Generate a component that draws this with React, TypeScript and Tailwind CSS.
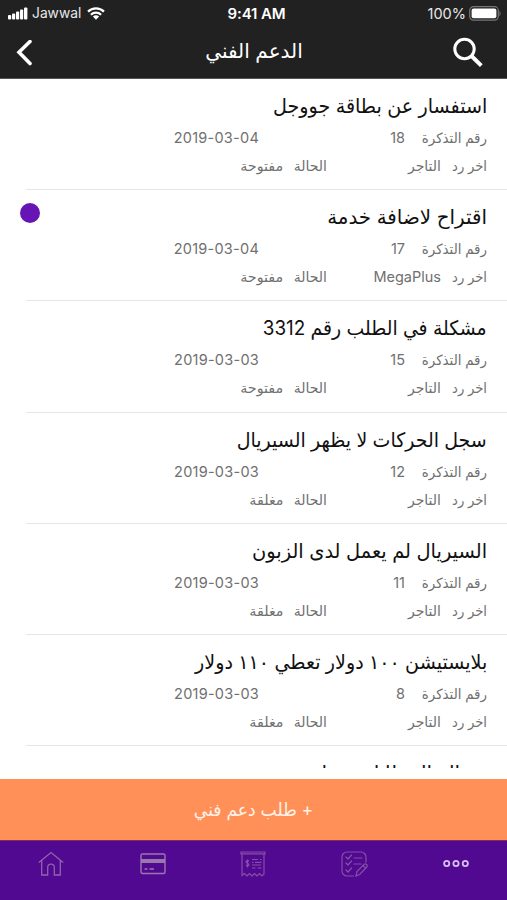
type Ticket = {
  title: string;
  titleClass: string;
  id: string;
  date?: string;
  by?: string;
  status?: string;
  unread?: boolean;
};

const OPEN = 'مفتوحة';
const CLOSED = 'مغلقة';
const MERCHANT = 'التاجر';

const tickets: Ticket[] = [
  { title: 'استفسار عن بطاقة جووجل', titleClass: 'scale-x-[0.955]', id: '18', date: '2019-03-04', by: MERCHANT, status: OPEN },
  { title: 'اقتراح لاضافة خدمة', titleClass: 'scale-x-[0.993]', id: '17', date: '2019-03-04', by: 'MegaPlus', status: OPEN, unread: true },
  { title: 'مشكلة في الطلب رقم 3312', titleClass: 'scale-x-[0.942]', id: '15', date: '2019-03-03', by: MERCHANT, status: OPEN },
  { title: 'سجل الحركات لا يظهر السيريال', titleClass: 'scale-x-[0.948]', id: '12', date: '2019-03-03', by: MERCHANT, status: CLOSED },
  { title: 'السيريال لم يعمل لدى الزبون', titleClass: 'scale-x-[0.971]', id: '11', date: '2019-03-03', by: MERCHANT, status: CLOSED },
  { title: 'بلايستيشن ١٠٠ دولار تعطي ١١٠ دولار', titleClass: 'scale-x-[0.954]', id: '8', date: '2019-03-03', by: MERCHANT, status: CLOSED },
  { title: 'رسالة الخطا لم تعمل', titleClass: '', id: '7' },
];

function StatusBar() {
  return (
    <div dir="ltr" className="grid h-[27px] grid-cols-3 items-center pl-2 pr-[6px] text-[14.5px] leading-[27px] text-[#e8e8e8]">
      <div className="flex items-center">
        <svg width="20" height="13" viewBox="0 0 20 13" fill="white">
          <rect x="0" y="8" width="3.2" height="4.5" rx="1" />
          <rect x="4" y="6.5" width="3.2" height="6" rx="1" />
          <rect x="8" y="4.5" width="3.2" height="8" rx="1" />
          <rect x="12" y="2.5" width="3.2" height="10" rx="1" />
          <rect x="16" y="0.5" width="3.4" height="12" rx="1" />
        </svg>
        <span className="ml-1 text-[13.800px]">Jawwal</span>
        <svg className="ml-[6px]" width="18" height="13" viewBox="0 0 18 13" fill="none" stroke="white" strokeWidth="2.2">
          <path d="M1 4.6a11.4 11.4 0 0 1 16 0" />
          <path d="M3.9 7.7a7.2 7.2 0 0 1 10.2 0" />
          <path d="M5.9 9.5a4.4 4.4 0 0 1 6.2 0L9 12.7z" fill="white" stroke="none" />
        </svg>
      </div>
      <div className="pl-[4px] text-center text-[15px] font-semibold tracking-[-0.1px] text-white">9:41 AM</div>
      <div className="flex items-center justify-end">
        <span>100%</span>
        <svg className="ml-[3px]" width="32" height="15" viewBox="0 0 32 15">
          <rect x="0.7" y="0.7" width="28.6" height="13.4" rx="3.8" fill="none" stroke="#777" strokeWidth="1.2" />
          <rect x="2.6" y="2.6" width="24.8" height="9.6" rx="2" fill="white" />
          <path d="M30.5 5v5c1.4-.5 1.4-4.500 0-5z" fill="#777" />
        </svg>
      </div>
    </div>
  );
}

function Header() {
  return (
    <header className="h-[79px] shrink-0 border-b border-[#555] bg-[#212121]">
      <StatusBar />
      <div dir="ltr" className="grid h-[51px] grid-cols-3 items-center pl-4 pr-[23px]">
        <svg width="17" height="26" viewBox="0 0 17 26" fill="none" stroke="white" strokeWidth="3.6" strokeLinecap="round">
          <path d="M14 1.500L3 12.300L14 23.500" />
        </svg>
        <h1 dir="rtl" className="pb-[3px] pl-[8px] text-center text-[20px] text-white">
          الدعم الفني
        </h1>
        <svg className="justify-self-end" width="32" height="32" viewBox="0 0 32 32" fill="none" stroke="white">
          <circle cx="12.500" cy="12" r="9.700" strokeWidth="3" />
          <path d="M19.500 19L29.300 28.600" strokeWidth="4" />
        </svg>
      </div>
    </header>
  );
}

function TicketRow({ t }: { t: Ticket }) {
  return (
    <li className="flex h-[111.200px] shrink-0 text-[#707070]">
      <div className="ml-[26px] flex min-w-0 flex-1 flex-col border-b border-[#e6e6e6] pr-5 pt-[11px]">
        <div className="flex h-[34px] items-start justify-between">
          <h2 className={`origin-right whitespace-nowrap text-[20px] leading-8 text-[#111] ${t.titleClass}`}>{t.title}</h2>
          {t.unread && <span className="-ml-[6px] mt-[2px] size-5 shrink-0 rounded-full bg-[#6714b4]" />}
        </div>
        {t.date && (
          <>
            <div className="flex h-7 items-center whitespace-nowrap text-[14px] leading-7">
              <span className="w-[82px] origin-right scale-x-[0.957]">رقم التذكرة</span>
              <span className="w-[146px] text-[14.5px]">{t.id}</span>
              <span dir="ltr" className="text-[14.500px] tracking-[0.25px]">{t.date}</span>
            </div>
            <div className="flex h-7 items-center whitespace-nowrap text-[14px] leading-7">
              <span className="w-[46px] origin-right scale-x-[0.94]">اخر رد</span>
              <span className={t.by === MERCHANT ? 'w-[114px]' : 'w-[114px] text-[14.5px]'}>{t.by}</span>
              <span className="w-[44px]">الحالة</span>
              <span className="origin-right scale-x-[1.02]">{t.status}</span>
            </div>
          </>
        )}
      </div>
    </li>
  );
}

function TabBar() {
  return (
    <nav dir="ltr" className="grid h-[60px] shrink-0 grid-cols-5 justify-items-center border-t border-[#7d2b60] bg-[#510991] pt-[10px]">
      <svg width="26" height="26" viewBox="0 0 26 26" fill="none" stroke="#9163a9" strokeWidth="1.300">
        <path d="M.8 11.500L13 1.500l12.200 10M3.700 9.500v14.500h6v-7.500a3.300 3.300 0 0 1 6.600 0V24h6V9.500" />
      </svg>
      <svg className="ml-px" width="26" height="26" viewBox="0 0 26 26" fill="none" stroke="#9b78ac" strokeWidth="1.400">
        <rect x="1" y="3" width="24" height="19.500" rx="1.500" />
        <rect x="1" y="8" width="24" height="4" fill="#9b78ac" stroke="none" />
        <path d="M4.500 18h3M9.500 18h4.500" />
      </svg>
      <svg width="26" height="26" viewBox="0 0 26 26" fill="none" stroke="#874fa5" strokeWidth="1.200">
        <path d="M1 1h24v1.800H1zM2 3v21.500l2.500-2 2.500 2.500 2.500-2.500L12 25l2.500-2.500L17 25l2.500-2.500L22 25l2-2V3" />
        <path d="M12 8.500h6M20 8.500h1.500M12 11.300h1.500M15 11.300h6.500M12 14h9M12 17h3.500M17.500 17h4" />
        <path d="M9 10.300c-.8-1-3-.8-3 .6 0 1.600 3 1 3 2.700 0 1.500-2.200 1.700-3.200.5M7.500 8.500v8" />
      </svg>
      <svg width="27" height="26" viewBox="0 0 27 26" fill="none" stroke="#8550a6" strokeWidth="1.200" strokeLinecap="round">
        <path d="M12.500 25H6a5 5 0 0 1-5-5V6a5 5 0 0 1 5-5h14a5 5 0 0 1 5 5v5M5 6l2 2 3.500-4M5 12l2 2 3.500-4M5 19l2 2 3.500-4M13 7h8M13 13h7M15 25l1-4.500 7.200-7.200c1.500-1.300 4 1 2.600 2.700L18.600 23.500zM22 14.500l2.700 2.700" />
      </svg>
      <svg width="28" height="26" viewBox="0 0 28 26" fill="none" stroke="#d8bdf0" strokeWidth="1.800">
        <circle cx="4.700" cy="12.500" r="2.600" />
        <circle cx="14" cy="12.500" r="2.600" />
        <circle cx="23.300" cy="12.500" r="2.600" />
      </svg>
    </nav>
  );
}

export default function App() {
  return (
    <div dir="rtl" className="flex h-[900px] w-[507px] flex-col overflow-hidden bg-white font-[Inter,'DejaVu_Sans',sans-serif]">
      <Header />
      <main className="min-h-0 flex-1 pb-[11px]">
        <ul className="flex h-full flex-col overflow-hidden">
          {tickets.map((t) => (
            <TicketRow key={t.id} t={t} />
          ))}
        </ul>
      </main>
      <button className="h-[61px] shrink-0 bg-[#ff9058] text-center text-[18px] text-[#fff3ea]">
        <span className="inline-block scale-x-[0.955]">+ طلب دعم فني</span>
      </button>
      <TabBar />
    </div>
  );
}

::::

_Exercise directions_
Leave the pictures out and please restate exactly the lines running from the start of the material through the one with "const MERCHANT = 'التاجر';".

_Answer for the task_
Generate a component that draws this with React, TypeScript and Tailwind CSS.
type Ticket = {
  title: string;
  titleClass: string;
  id: string;
  date?: string;
  by?: string;
  status?: string;
  unread?: boolean;
};

const OPEN = 'مفتوحة';
const CLOSED = 'مغلقة';
const MERCHANT = 'التاجر';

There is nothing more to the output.